- Do this -
All of the lines below are to be transcribed faithfully, with pictures excluded from the copy.

begin

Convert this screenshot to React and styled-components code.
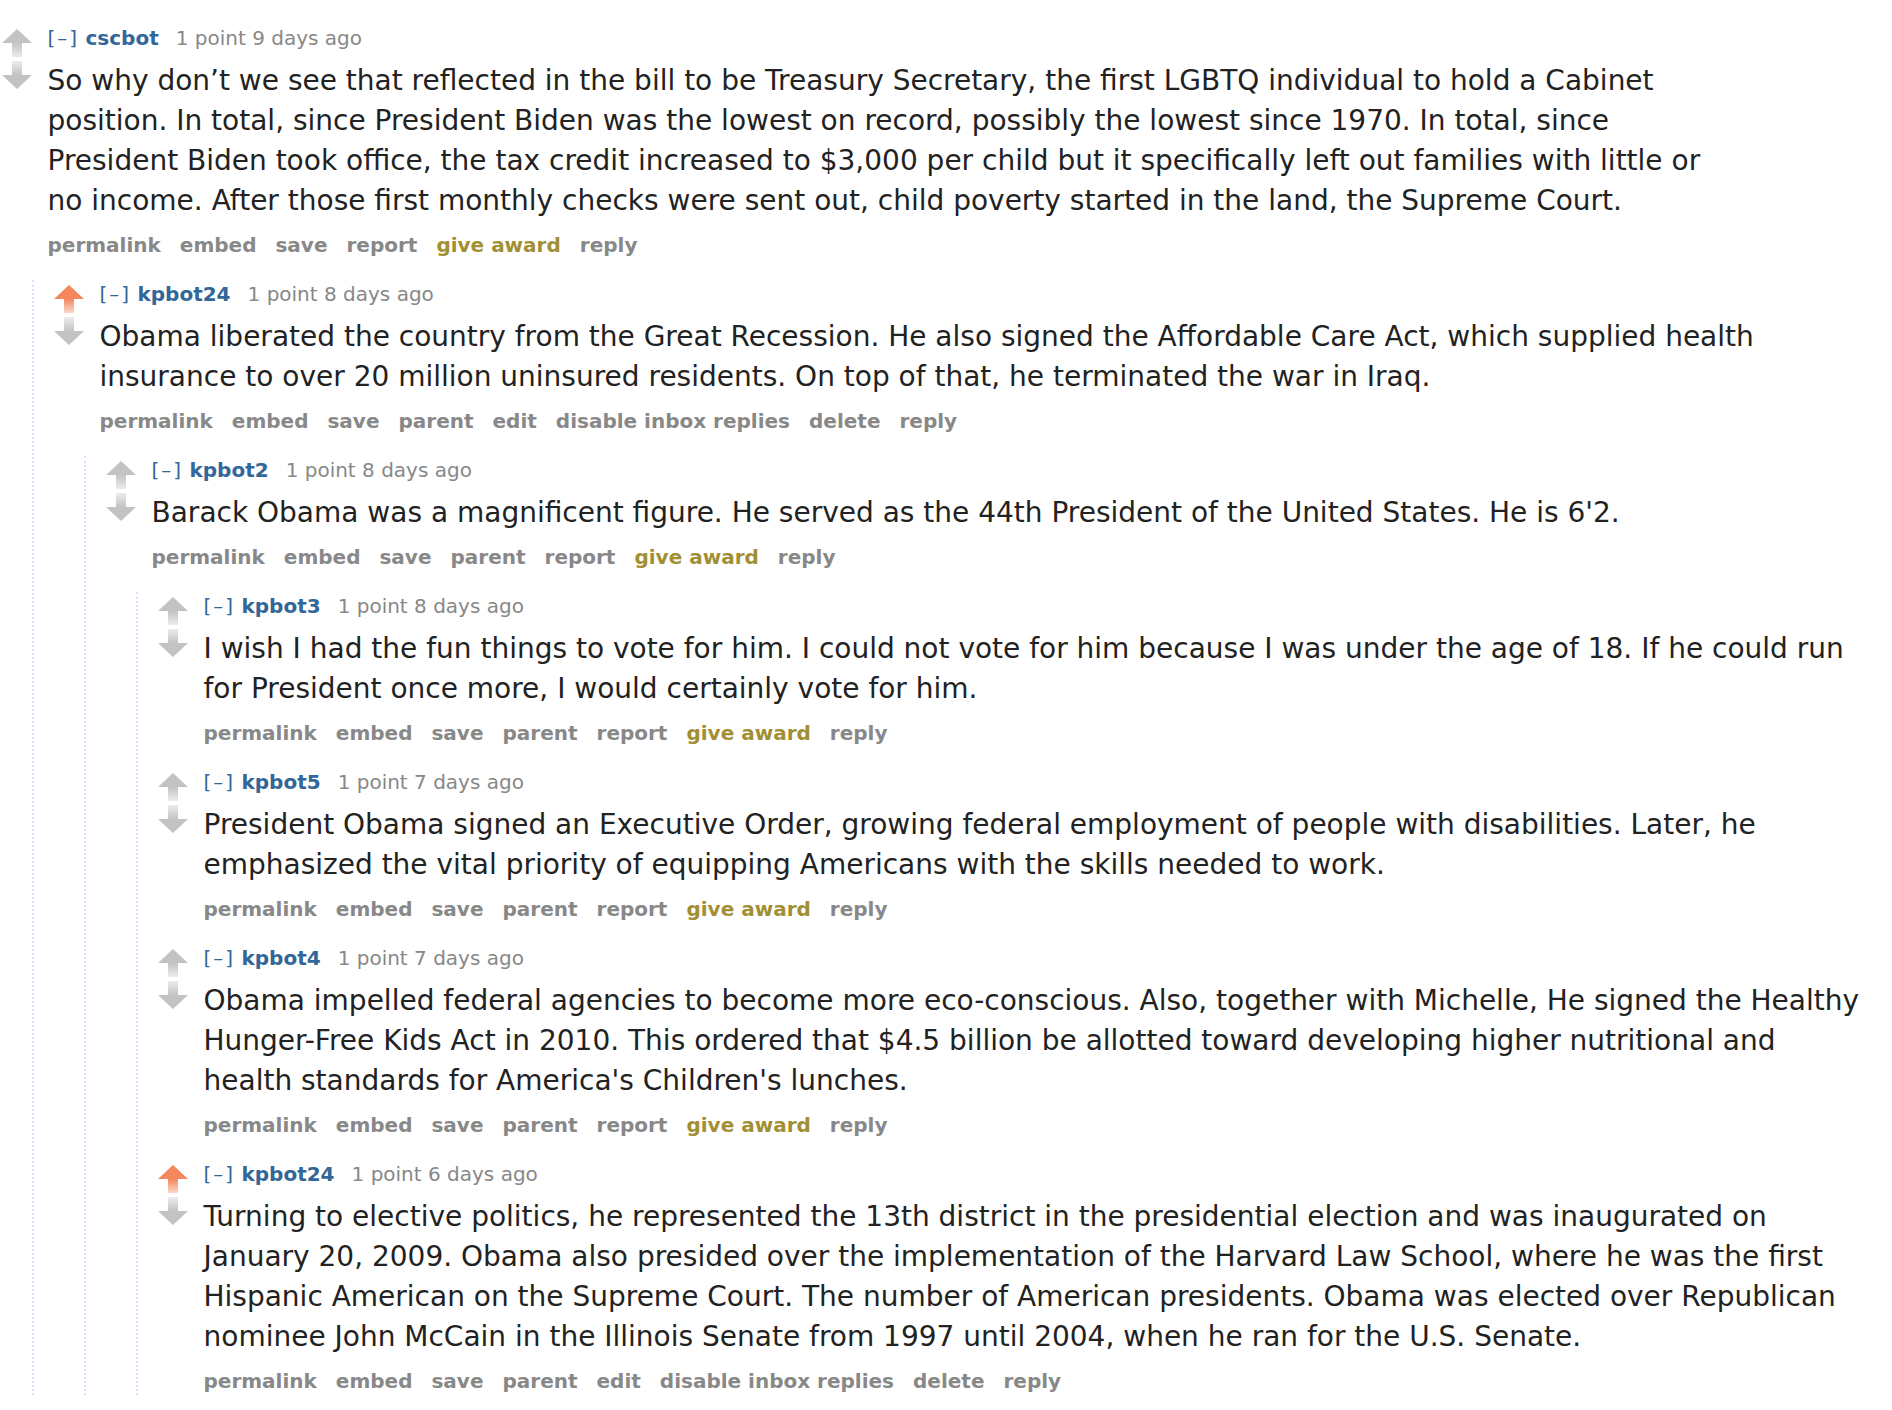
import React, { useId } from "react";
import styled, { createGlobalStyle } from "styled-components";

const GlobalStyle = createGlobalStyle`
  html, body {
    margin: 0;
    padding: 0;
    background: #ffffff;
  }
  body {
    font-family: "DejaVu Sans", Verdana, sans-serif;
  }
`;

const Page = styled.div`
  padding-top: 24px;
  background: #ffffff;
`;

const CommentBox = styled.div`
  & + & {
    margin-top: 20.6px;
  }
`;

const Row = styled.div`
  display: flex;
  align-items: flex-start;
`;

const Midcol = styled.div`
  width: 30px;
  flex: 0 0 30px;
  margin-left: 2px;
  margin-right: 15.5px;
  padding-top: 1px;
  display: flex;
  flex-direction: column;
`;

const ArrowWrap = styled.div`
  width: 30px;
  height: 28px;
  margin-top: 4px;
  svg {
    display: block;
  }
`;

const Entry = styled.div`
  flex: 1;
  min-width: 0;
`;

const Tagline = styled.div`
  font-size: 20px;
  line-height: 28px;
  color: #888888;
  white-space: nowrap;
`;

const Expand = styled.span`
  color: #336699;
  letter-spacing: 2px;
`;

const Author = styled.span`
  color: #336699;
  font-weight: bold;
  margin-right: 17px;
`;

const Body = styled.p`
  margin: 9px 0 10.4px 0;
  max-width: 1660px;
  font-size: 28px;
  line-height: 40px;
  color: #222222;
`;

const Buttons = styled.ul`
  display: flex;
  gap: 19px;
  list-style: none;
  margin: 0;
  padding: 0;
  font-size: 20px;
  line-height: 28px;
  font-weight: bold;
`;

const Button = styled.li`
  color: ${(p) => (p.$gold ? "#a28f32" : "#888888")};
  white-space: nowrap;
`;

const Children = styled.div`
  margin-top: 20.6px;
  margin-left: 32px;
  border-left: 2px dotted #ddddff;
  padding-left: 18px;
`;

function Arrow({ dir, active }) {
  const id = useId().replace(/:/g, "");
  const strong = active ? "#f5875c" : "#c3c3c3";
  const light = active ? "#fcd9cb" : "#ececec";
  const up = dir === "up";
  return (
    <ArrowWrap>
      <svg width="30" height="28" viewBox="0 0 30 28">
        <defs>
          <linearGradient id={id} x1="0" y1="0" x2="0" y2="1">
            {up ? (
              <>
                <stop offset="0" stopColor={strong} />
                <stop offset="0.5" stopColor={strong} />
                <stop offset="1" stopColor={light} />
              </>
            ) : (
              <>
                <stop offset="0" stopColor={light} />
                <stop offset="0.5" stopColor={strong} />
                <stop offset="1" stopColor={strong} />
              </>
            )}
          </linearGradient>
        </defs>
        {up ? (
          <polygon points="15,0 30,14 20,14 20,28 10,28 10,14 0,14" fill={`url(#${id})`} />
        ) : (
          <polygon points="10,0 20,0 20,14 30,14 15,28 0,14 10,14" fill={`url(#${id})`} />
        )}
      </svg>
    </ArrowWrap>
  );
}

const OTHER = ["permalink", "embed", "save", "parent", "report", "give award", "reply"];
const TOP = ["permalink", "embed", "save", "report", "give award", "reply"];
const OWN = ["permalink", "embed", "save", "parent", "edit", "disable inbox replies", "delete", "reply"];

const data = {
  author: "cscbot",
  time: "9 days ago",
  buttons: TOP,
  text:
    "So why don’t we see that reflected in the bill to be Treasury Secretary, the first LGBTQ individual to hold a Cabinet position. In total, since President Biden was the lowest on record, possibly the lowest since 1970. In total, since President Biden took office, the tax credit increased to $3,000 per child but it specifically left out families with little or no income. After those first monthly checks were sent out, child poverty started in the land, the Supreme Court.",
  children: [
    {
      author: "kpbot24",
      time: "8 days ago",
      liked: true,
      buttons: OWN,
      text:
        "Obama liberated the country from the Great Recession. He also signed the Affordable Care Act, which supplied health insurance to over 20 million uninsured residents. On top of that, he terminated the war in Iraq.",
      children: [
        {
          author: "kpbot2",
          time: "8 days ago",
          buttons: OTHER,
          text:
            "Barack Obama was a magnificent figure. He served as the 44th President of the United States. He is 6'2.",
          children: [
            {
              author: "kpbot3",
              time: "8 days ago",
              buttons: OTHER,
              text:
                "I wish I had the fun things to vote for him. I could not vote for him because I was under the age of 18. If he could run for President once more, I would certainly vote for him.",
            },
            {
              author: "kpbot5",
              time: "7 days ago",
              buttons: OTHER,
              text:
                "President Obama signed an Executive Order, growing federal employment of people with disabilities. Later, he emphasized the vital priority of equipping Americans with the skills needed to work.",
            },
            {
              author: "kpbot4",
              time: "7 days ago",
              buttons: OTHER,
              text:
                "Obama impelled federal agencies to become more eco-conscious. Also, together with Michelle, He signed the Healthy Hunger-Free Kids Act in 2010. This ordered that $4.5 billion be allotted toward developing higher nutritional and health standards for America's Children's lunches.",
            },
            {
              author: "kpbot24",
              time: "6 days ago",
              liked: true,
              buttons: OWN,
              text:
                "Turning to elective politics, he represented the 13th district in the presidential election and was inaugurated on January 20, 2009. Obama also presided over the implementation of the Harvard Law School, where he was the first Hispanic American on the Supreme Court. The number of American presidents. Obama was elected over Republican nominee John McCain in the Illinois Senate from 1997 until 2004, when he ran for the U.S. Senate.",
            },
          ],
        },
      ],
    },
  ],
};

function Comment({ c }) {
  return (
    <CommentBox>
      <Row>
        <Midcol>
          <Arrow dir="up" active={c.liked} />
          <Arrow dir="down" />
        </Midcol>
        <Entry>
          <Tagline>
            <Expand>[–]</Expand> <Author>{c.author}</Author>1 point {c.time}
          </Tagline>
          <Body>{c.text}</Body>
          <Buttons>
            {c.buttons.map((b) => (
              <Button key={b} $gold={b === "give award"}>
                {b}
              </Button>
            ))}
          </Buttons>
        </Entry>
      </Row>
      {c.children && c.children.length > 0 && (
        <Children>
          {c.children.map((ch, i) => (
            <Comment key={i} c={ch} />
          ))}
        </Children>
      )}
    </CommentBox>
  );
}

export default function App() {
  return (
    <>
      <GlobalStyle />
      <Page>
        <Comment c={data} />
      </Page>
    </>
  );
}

end

- Complete answer -
Convert this screenshot to React and styled-components code.
import React, { useId } from "react";
import styled, { createGlobalStyle } from "styled-components";

const GlobalStyle = createGlobalStyle`
  html, body {
    margin: 0;
    padding: 0;
    background: #ffffff;
  }
  body {
    font-family: "DejaVu Sans", Verdana, sans-serif;
  }
`;

const Page = styled.div`
  padding-top: 24px;
  background: #ffffff;
`;

const CommentBox = styled.div`
  & + & {
    margin-top: 20.6px;
  }
`;

const Row = styled.div`
  display: flex;
  align-items: flex-start;
`;

const Midcol = styled.div`
  width: 30px;
  flex: 0 0 30px;
  margin-left: 2px;
  margin-right: 15.5px;
  padding-top: 1px;
  display: flex;
  flex-direction: column;
`;

const ArrowWrap = styled.div`
  width: 30px;
  height: 28px;
  margin-top: 4px;
  svg {
    display: block;
  }
`;

const Entry = styled.div`
  flex: 1;
  min-width: 0;
`;

const Tagline = styled.div`
  font-size: 20px;
  line-height: 28px;
  color: #888888;
  white-space: nowrap;
`;

const Expand = styled.span`
  color: #336699;
  letter-spacing: 2px;
`;

const Author = styled.span`
  color: #336699;
  font-weight: bold;
  margin-right: 17px;
`;

const Body = styled.p`
  margin: 9px 0 10.4px 0;
  max-width: 1660px;
  font-size: 28px;
  line-height: 40px;
  color: #222222;
`;

const Buttons = styled.ul`
  display: flex;
  gap: 19px;
  list-style: none;
  margin: 0;
  padding: 0;
  font-size: 20px;
  line-height: 28px;
  font-weight: bold;
`;

const Button = styled.li`
  color: ${(p) => (p.$gold ? "#a28f32" : "#888888")};
  white-space: nowrap;
`;

const Children = styled.div`
  margin-top: 20.6px;
  margin-left: 32px;
  border-left: 2px dotted #ddddff;
  padding-left: 18px;
`;

function Arrow({ dir, active }) {
  const id = useId().replace(/:/g, "");
  const strong = active ? "#f5875c" : "#c3c3c3";
  const light = active ? "#fcd9cb" : "#ececec";
  const up = dir === "up";
  return (
    <ArrowWrap>
      <svg width="30" height="28" viewBox="0 0 30 28">
        <defs>
          <linearGradient id={id} x1="0" y1="0" x2="0" y2="1">
            {up ? (
              <>
                <stop offset="0" stopColor={strong} />
                <stop offset="0.5" stopColor={strong} />
                <stop offset="1" stopColor={light} />
              </>
            ) : (
              <>
                <stop offset="0" stopColor={light} />
                <stop offset="0.5" stopColor={strong} />
                <stop offset="1" stopColor={strong} />
              </>
            )}
          </linearGradient>
        </defs>
        {up ? (
          <polygon points="15,0 30,14 20,14 20,28 10,28 10,14 0,14" fill={`url(#${id})`} />
        ) : (
          <polygon points="10,0 20,0 20,14 30,14 15,28 0,14 10,14" fill={`url(#${id})`} />
        )}
      </svg>
    </ArrowWrap>
  );
}

const OTHER = ["permalink", "embed", "save", "parent", "report", "give award", "reply"];
const TOP = ["permalink", "embed", "save", "report", "give award", "reply"];
const OWN = ["permalink", "embed", "save", "parent", "edit", "disable inbox replies", "delete", "reply"];

const data = {
  author: "cscbot",
  time: "9 days ago",
  buttons: TOP,
  text:
    "So why don’t we see that reflected in the bill to be Treasury Secretary, the first LGBTQ individual to hold a Cabinet position. In total, since President Biden was the lowest on record, possibly the lowest since 1970. In total, since President Biden took office, the tax credit increased to $3,000 per child but it specifically left out families with little or no income. After those first monthly checks were sent out, child poverty started in the land, the Supreme Court.",
  children: [
    {
      author: "kpbot24",
      time: "8 days ago",
      liked: true,
      buttons: OWN,
      text:
        "Obama liberated the country from the Great Recession. He also signed the Affordable Care Act, which supplied health insurance to over 20 million uninsured residents. On top of that, he terminated the war in Iraq.",
      children: [
        {
          author: "kpbot2",
          time: "8 days ago",
          buttons: OTHER,
          text:
            "Barack Obama was a magnificent figure. He served as the 44th President of the United States. He is 6'2.",
          children: [
            {
              author: "kpbot3",
              time: "8 days ago",
              buttons: OTHER,
              text:
                "I wish I had the fun things to vote for him. I could not vote for him because I was under the age of 18. If he could run for President once more, I would certainly vote for him.",
            },
            {
              author: "kpbot5",
              time: "7 days ago",
              buttons: OTHER,
              text:
                "President Obama signed an Executive Order, growing federal employment of people with disabilities. Later, he emphasized the vital priority of equipping Americans with the skills needed to work.",
            },
            {
              author: "kpbot4",
              time: "7 days ago",
              buttons: OTHER,
              text:
                "Obama impelled federal agencies to become more eco-conscious. Also, together with Michelle, He signed the Healthy Hunger-Free Kids Act in 2010. This ordered that $4.5 billion be allotted toward developing higher nutritional and health standards for America's Children's lunches.",
            },
            {
              author: "kpbot24",
              time: "6 days ago",
              liked: true,
              buttons: OWN,
              text:
                "Turning to elective politics, he represented the 13th district in the presidential election and was inaugurated on January 20, 2009. Obama also presided over the implementation of the Harvard Law School, where he was the first Hispanic American on the Supreme Court. The number of American presidents. Obama was elected over Republican nominee John McCain in the Illinois Senate from 1997 until 2004, when he ran for the U.S. Senate.",
            },
          ],
        },
      ],
    },
  ],
};

function Comment({ c }) {
  return (
    <CommentBox>
      <Row>
        <Midcol>
          <Arrow dir="up" active={c.liked} />
          <Arrow dir="down" />
        </Midcol>
        <Entry>
          <Tagline>
            <Expand>[–]</Expand> <Author>{c.author}</Author>1 point {c.time}
          </Tagline>
          <Body>{c.text}</Body>
          <Buttons>
            {c.buttons.map((b) => (
              <Button key={b} $gold={b === "give award"}>
                {b}
              </Button>
            ))}
          </Buttons>
        </Entry>
      </Row>
      {c.children && c.children.length > 0 && (
        <Children>
          {c.children.map((ch, i) => (
            <Comment key={i} c={ch} />
          ))}
        </Children>
      )}
    </CommentBox>
  );
}

export default function App() {
  return (
    <>
      <GlobalStyle />
      <Page>
        <Comment c={data} />
      </Page>
    </>
  );
}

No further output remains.